- [WRITTEN PROBLEM] Return the number of lines in which the word "styles" appears; add nothing else.

>> begin

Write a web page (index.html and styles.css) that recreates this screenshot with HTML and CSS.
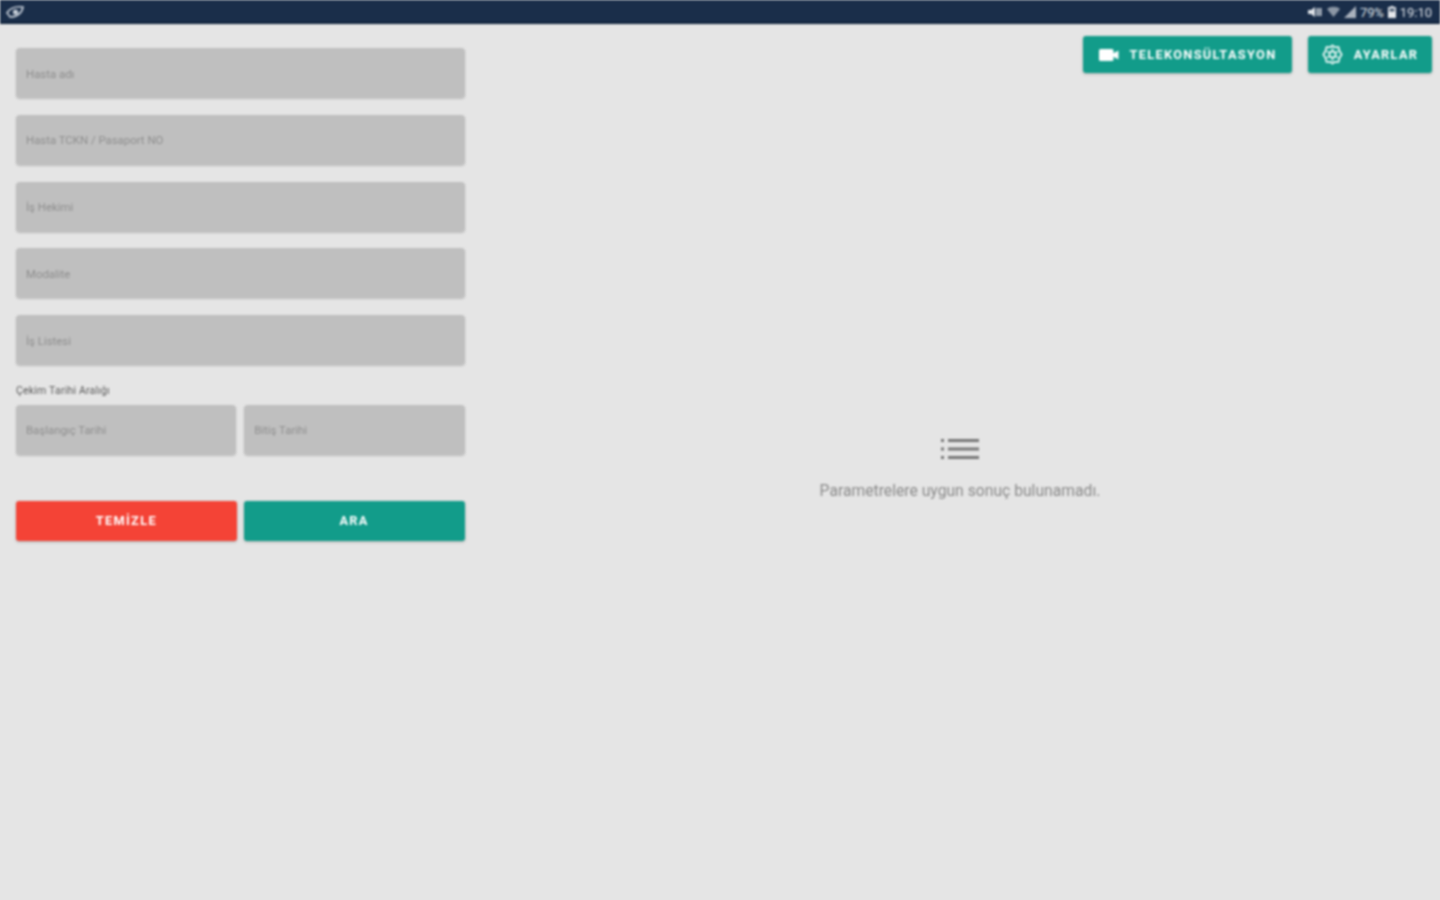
FILE: index.html
```html
<!DOCTYPE html>
<html lang="tr">
<head>
<meta charset="utf-8">
<title>Telekonsültasyon</title>
<link rel="stylesheet" href="styles.css">
</head>
<body>
<div class="app">
  <header class="statusbar">
    <svg class="status-left" viewBox="0 0 18 14" width="18" height="14"><path d="M1 8C4 3 9 1 17 2c-1 6-6 10-13 10C3 10 2 9 1 8z" fill="none" stroke="#c6ced8" stroke-width="1.600"/><circle cx="9.500" cy="7" r="2.600" fill="#c6ced8"/></svg>
    <div class="status-right">
      <svg viewBox="0 0 15 12" width="15" height="12"><path d="M1 4h3l4-3v10L4 8H1z" fill="#dfe3e8"/><path d="M10.500 2v8M13.500 2v8" stroke="#dfe3e8" stroke-width="1.800"/></svg>
      <svg class="wifi" viewBox="0 0 13 12" width="13" height="12"><path d="M0 3c3-3 10-3 13 0L6.500 11z" fill="#8c97a5"/></svg>
      <svg viewBox="0 0 12 12" width="12" height="12"><path d="M12 0v12H0z" fill="#aab2bd"/></svg>
      <span class="pct">79%</span>
      <svg viewBox="0 0 8 12" width="8" height="12"><path d="M2.500 0h3v1H8v11H0V1h2.500z" fill="#e6e9ed"/><rect x="1.500" y="2.500" width="5" height="3" fill="#4a5b70"/></svg>
      <span class="clock">19:10</span>
    </div>
  </header>
  <main class="main">
    <aside class="filters">
      <div class="field"><span>Hasta adı</span></div>
      <div class="field"><span>Hasta TCKN / Pasaport NO</span></div>
      <div class="field"><span>İş Hekimi</span></div>
      <div class="field"><span>Modalite</span></div>
      <div class="field"><span>İş Listesi</span></div>
      <div class="date-label">Çekim Tarihi Aralığı</div>
      <div class="date-row">
        <div class="field"><span>Başlangıç Tarihi</span></div>
        <div class="field"><span>Bitiş Tarihi</span></div>
      </div>
      <div class="actions">
        <button class="btn btn-red">TEMİZLE</button>
        <button class="btn btn-teal">ARA</button>
      </div>
    </aside>
    <section class="panel">
      <div class="toolbar">
        <button class="btn btn-teal tool tool-tele">
          <svg viewBox="0 0 20 14" width="20" height="14"><rect x="0" y="1" width="14.500" height="12" rx="1.500" fill="#fff"/><path d="M14 5.500 19.500 2.500v9L14 8.500z" fill="#fff"/></svg>
          TELEKONSÜLTASYON
        </button>
        <button class="btn btn-teal tool tool-set">
          <svg viewBox="0 0 24 24" width="21" height="21" fill="none" stroke="#fff" stroke-width="1.800" stroke-linejoin="round"><path d="M12 1.500 15 3.800 19 3.500 19.800 7.500 22.500 12 19.800 16.500 19 20.500 15 20.200 12 22.500 9 20.200 5 20.500 4.200 16.500 1.500 12 4.200 7.500 5 3.500 9 3.800z"/><circle cx="12" cy="12" r="3.600"/><path d="M12 8.400V4M15.100 13.800l3.900 2.200M8.900 13.800 5 16M8.900 10.200 5 8M15.100 10.200 19 8M12 15.600V20" stroke-width="1.200"/></svg>
          AYARLAR
        </button>
      </div>
      <div class="empty">
        <svg viewBox="0 0 38 22" width="38" height="22"><g fill="#777"><rect x="0" y="1" width="3" height="3"/><rect x="0" y="9.500" width="3" height="3"/><rect x="0" y="18" width="3" height="3"/><rect x="7" y="1" width="31" height="3"/><rect x="7" y="9.500" width="31" height="3"/><rect x="7" y="18" width="31" height="3"/></g></svg>
        <p>Parametrelere uygun sonuç bulunamadı.</p>
      </div>
    </section>
  </main>
</div>
</body>
</html>
```
FILE: styles.css
```css
* { box-sizing: border-box; }
html, body { margin: 0; height: 100%; }
body { background: #e5e5e5; font-family: Roboto, "Liberation Sans", sans-serif; overflow: hidden; }
.app { height: 900px; display: flex; flex-direction: column; filter: blur(0.85px); }
.statusbar {
  height: 24px; flex: none; background: #1a2e4a; border-bottom: 2px solid #10233c;
  display: flex; align-items: center; justify-content: space-between; padding: 2px 8px 0 6px;
}
.status-left { display: block; }
.status-right { display: flex; align-items: center; gap: 4px; color: #dfe3e8; font-size: 13px; }
.wifi { margin-left: 1px; }
.pct { letter-spacing: -.2px; }
.main { flex: 1; display: flex; min-height: 0; }
.filters { width: 480px; flex: none; padding: 24px 15.500px 0 16px; display: flex; flex-direction: column; }
.field {
  height: 50px; background: #bfbfbf; border-radius: 4px; display: flex; align-items: center;
  padding: 1px 10px 0; font-size: 11.400px; color: #8e8e8e; margin-bottom: 16.800px;
  box-shadow: 0 1px 2px rgba(0,0,0,.18);
}
.date-label { font-size: 10.500px; letter-spacing: .2px; color: #5a5a5a; margin-top: 1px; height: 16px; line-height: 16px; margin-bottom: 6px; }
.date-row { display: grid; grid-template-columns: 1fr 1fr; gap: 8px; }
.date-row .field { margin-bottom: 0; }
.actions { display: grid; grid-template-columns: 1fr 1fr; gap: 7px; margin-top: 46px; }
.btn {
  border: 0; border-radius: 3px; color: #fff; font-family: Roboto, "Liberation Sans", sans-serif;
  font-weight: 700; font-size: 12.800px; letter-spacing: 1.300px; height: 40px; padding: 0;
  box-shadow: 0 1px 3px rgba(0,0,0,.25);
}
.btn-red { background: #f44336; }
.btn-teal { background: #129c8a; }
.panel { flex: 1; display: grid; min-width: 0; }
.toolbar, .empty { grid-area: 1 / 1; }
.toolbar { justify-self: end; align-self: start; display: flex; gap: 16px; padding: 12px 8px 0 0; }
.tool { height: 37px; display: flex; align-items: center; justify-content: center; gap: 11px; }
.tool-tele { width: 209px; }
.tool-set { width: 124px; }
.empty { align-self: center; justify-self: center; display: flex; flex-direction: column; align-items: center; padding-top: 14px; }
.empty p { margin: 21px 0 0; font-size: 15.700px; color: #8a8a8a; line-height: 20px; }
```
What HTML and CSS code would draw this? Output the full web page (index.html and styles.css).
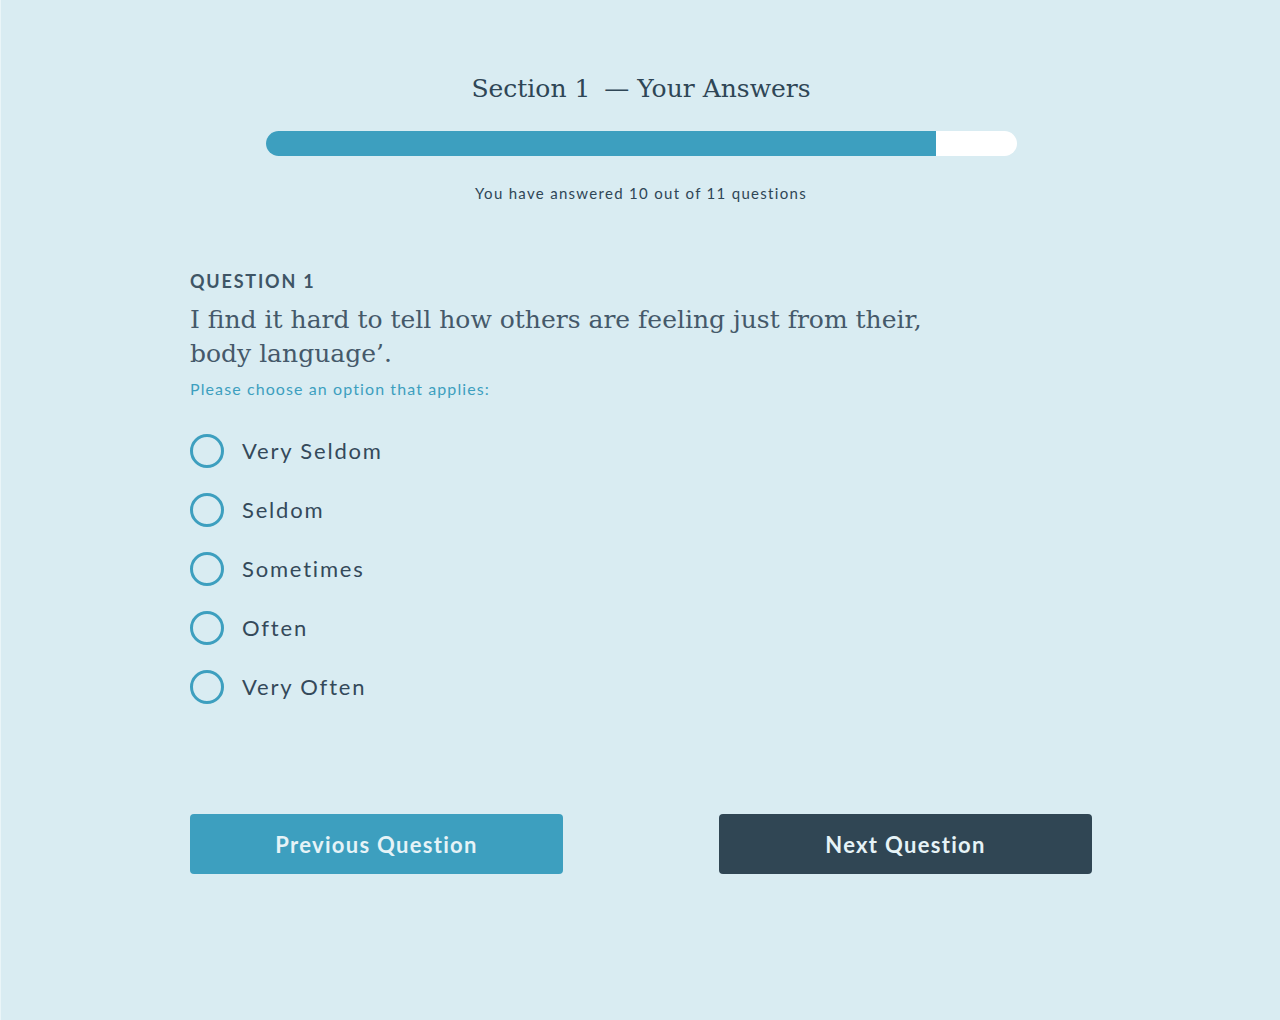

>> end

- [ANSWER BELOW] 4